En l’espèce, même si l’inspecteur de l’INASTI avait admis que les sommes reçues constituaient le remboursement partiel d’une créance inscrite en compte courant dans les comptes de la société et non une rémunération d’administrateur, cet avis ne lie pas l’INASTI car l’inspecteur n’a pas de pouvoir de décision. En outre, s’agissant d’une matière d’ordre public, une éventuelle reconnaissance de l’INASTI ne lie pas le juge, qui doit apprécier les faits et leur donner la qualification appropriée.

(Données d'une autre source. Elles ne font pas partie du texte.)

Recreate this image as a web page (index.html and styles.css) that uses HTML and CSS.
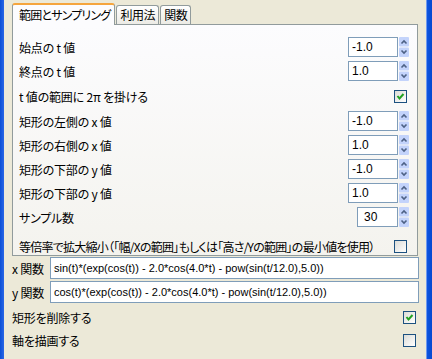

En l’espèce, la Cour va dès lors examiner les pièces soumises par l’intéressé et constater qu’elles ne permettent pas de confirmer sa thèse, au contraire, et ce sur la base d’un examen de la balance des comptes généraux pour les années concernées, des mentions relatives aux transferts effectués, des mouvements du compte courant, ainsi que des autres éléments pertinents de la comptabilité. Se référant également aux déclarations de l’intéressé à l’administration fiscale - qui a qualifié les transferts de rémunération d’administrateur-, la Cour conclut qu’il s’agit bien de cela.

L’intérêt de la décision

La Cour du travail est amenée, en l’espèce, à examiner un cas relatif à des revenus professionnels d’administrateur de société. Elle ne fait pas porter son examen sur la définition des revenus qui ne sont pas tirés de l’activité professionnelle. La conclusion à laquelle aboutit l’arrêt est que, à défaut d’éléments au sens contraire et s’appuyant sur la base des déclarations à l’administration fiscale, il faut retenir qu’il s’agit de revenus professionnels.
L’arrêt confirme, également, la compétence des juridictions du travail pour apprécier, même au-delà de ce qui a été accepté par l’administration fiscale, la nature de versements effectués dans une telle hypothèse.